After you’ve worked up a suitable appetite, head directly to Biscuit Head, the uber-popular (think cult following, featured in The New York Times) southern restaurant that’s guaranteed to have a line snaking around the block on weekends. Their slogan, “Put some South in your Mouth,” is backed up by a menu of fried chicken, country ham and fried green tomatoes. But it’s a new-school, modern variant of Southern culture—everything that’s not edible is either compostable or recyclable, and the ingredients are of the farm-to-table, free-range variety. The potential permutations of sweet and savory (indulge in a flight of different gravies, go for broke at the jam and jelly bar) are of the same caliber as the trail selection at Bent Creek: It’s a bit overwhelming, but you can’t go wrong.

3. French Broad River Greenway and Isis Restaurant & Music Hall

Eggs benedict pair perfectly with a spicy bloody mary. Courtesy of Isis Restaurant and Music Hall

The French Broad River Greenway tells the story of innovation, collaboration, and success for the city of Asheville. The 4-mile, out-and-back trail links up three city parks: Hominy Creek, Carrier, and French Broad River. The Greenway begins as a narrow trail winding through a stretch of creekside forest that feels impossibly rural, given that it cuts through a busy neighborhood. The trail becomes paved when it hits Hominy Creek Park, then continues as a pathway that is at times riverside, at times urban. The flat and friendly nature of the Greenway makes it ideal for beginners.

When you return to the trailhead in West Asheville, just keep running: Isis Restaurant and Music Hall lies just a few blocks away. Isis is a beloved music venue known for creative cocktails and late-night eats, but it also dishes up one of the best brunches in the city. An artesian menu coupled with everyday prices is a marriage made in breakfast heaven. Those who favor a morning libation will delight in a full menu of drinks concocted expressly for brunch. The “Breakfast Shot” pairs well with a half-press of locally roasted coffee, mimosas are prepared with freshly squeezed citrus juices, and the breakfast margarita (that’s right—it exists!) is sweetened with orange marmalade.
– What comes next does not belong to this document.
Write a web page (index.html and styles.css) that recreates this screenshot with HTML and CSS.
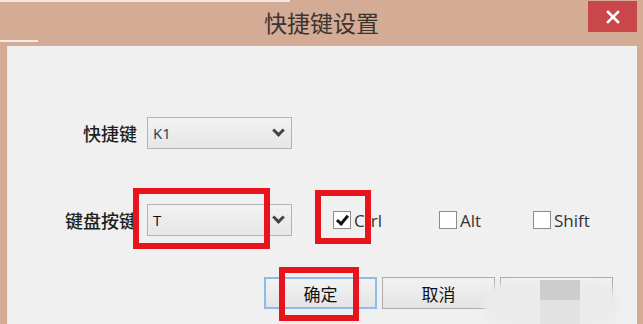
FILE: index.html
```html
<!DOCTYPE html>
<html lang="zh-CN">
<head>
    <meta charset="UTF-8">
    <title>快捷键设置</title>
    <link rel="stylesheet" href="styles.css">
</head>
<body>
    <div class="window">
        <div class="titlebar">
            <span class="title">快捷键设置</span>
            <button type="button" class="close">
                <svg width="14" height="14" viewBox="0 0 14 14"><path d="M2 2 L12 12 M12 2 L2 12" stroke="#fff" stroke-width="2.6" stroke-linecap="square"/></svg>
            </button>
        </div>

        <div class="client">
            <div class="row">
                <label class="row-label">快捷键</label>
                <div class="combo"><span class="combo-value combo-k">K1</span><span class="combo-arrow"></span></div>
            </div>

            <div class="row row-keys">
                <label class="row-label">键盘按键</label>
                <div class="combo"><span class="combo-value">T</span><span class="combo-arrow"></span></div>
                <div class="checks">
                    <label class="check check-ctrl"><span class="box checked"></span>Ctrl</label>
                    <label class="check check-alt"><span class="box"></span>Alt</label>
                    <label class="check"><span class="box"></span>Shift</label>
                </div>
            </div>

            <div class="actions">
                <button type="button" class="btn btn-default">确定</button>
                <button type="button" class="btn">取消</button>
                <button type="button" class="btn"></button>
            </div>
        </div>

        <!-- annotations drawn over the dialog -->
        <div class="mark mark-key"></div>
        <div class="mark mark-ctrl"></div>
        <div class="mark mark-ok"></div>

        <div class="watermark">
            <div class="wm-blob"></div>
            <div class="wm-square"></div>
            <div class="wm-square wm-square-low"></div>
        </div>
    </div>
</body>
</html>
```

FILE: styles.css
```css
body {
    margin: 0;
    background-color: #d4ab95;
    font-family: "Noto Sans CJK SC", "Noto Sans", sans-serif;
    color: #222;
}

.window {
    position: relative;
    width: 643px;
    height: 324px;
    overflow: hidden;
    background-color: #d4ab95;
    display: flex;
    flex-direction: column;
}

.window::before {
    content: "";
    position: absolute;
    left: 0;
    top: 0;
    width: 290px;
    height: 2px;
    background-color: #f3e8e1;
}

.window::after {
    content: "";
    position: absolute;
    left: 0;
    top: 40px;
    width: 38px;
    height: 2px;
    background-color: #f6ece6;
}

.titlebar {
    height: 46px;
    display: grid;
    grid-template-columns: 1fr auto 1fr;
    align-items: start;
}

.title {
    grid-column: 2;
    margin-top: 7px;
    font-size: 23px;
    line-height: 30px;
    color: #3b3431;
}

.close {
    grid-column: 3;
    justify-self: end;
    width: 49px;
    height: 31px;
    margin: 1px 6px 0 0;
    padding: 0;
    border: none;
    background-color: #c9474a;
    display: flex;
    align-items: center;
    justify-content: center;
}

.client {
    flex: 1;
    margin: 0 6px 0 7px;
    padding-top: 71px;
    background-color: #f0f0f0;
    border-left: 1px solid #e6ebf2;
}

.row {
    display: flex;
    align-items: center;
    height: 32px;
}

.row-keys {
    margin-top: 55px;
}

.row-label {
    width: 129px;
    text-align: right;
    margin-right: 10px;
    font-size: 18px;
    font-weight: 500;
    color: #1f1f1f;
}

.combo {
    width: 130px;
    height: 30px;
    border: 1px solid #b4b4b4;
    background: linear-gradient(#f2f2f2, #e6e6e6);
    display: flex;
    align-items: center;
    justify-content: space-between;
    padding: 0 8px 0 5px;
}

.combo-value {
    font-family: "Open Sans", "Noto Sans", sans-serif;
    font-size: 15px;
    color: #111;
}

.combo-k {
    color: #25375a;
}

.combo-arrow {
    width: 6px;
    height: 6px;
    border-right: 3px solid #444;
    border-bottom: 3px solid #444;
    transform: translateY(-3px) rotate(45deg);
}

.checks {
    display: flex;
    align-items: center;
    margin-left: 41px;
}

.check {
    display: flex;
    align-items: center;
    gap: 3px;
    font-family: "Open Sans", "Noto Sans", sans-serif;
    font-size: 17px;
    color: #333;
}

.check-ctrl {
    width: 106px;
}

.check-alt {
    width: 94px;
}

.box {
    width: 16px;
    height: 16px;
    border: 1.5px solid #8c8c8c;
    background-color: #fff;
    position: relative;
}

.box.checked::after {
    content: "";
    position: absolute;
    left: 5px;
    top: 1px;
    width: 4px;
    height: 9px;
    border-right: 3px solid #111;
    border-bottom: 3px solid #111;
    transform: rotate(40deg);
}

.actions {
    display: flex;
    gap: 5px;
    margin-top: 41px;
    padding-left: 256px;
}

.btn {
    width: 113px;
    height: 32px;
    border: 1px solid #acacac;
    background: linear-gradient(#f2f2f2, #e4e4e4);
    font-family: "Noto Sans CJK SC", sans-serif;
    font-size: 17px;
    color: #111;
    padding: 0;
}

.btn-default {
    border: 2px solid #8dbbea;
}

.mark {
    position: absolute;
    border: 6px solid #e8141c;
    box-sizing: border-box;
}

.mark-key {
    left: 133px;
    top: 188px;
    width: 137px;
    height: 61px;
}

.mark-ctrl {
    left: 315px;
    top: 190px;
    width: 56px;
    height: 54px;
}

.mark-ok {
    left: 279px;
    top: 267px;
    width: 80px;
    height: 54px;
}

.watermark {
    position: absolute;
    left: 477px;
    top: 273px;
    width: 145px;
    height: 51px;
}

.wm-blob {
    position: absolute;
    left: 6px;
    top: 10px;
    width: 136px;
    height: 44px;
    border-radius: 22px;
    background-color: #ebebeb;
    filter: blur(3px);
}

.wm-square {
    position: absolute;
    left: 63px;
    top: 7px;
    width: 40px;
    height: 20px;
    background-color: #cdcdcd;
}

.wm-square-low {
    top: 27px;
    height: 24px;
    background-color: #e2e2e2;
}
```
4. Richmond Hill and Five Points Diner

A classic diner breakfast awaits you at Five Points Restaurant until 2 p.m. Jo Foodie

Richmond Hill is Asheville’s largest city park, situated in a quiet neighborhood just northwest of downtown. Five miles of singletrack trails loop and crisscross through 183 acres of gentle hills and dense pine trees. From the park’s apex, you can look out over a bend in the French Broad River, the colorful and industrial River Arts District, and an active railroad track. With short, gentle climbs, copious stream crossings and lots of smaller side-trails to get lost on, the landscape of Richmond Hill will capture the attention of even the most hesitant jogger.

Once you emerge from the forest, head over to nearby Five Points Restaurant, a relic from the days before Asheville became the hip, counterculture Mecca it is today. You won’t find soy alternatives or anything free-range, but you will find something so rare in this town it has nearly become extinct: a full breakfast—bacon, grits, eggs and toast—for five dollars. Add in the surly waitresses who refills your chipped white mug with a bottomless supply of coffee, and you have the quintessential diner experience. Breakfast is served until 2 p.m., so if you do end up tangled up on the trails, there’s no cause for alarm.

5. Biltmore Estate and Limones

Two and a half miles of trails run through the ornate gardens of the Biltmore Estate, and another 42 miles course through the grounds. Selena N. B. H.

Considering how expensive the day passes run, it makes sense for locals to purchase a year membership to the Biltmore Estate. Runners in particular will easily get their money’s worth exploring the 8,000 ornate and manicured acres, complete with coffee shops, restaurants, and free wine tasting. Twenty-two miles of trails meander throughout the grounds—two and half miles through the official gardens alone. In the spring and summer, the fields are ablaze with flowers and the greenhouses are filled with rare blooms. But winter may be the most appealing season for Asheville residents: bare hills, empty woods, iced-over streams and far fewer tourists to dodge. The Biltmore is a runner’s oasis all year long.

Your perfectly polished morning run deserves to be coupled with a dining experience that is equally exquisite. Limones is an upscale Mexican fusion restaurant tucked away on a side street in downtown Asheville, just a few blocks away from Pack Square. With colorful windowpanes and gleaming wood tables, the interior glows with a warm artistic charm. Limone’s brunch selection is small but satiating: Smoked Chipotle Chilaquiles, huevos revueltos with wild mushrooms and basil-corn relish and other elegantly creative entrees. And even if you’re a savory person, you must begin your meal with a cup of hot chocolate with churros (you can thank us later). Not a bad way to start a brunch in Asheville.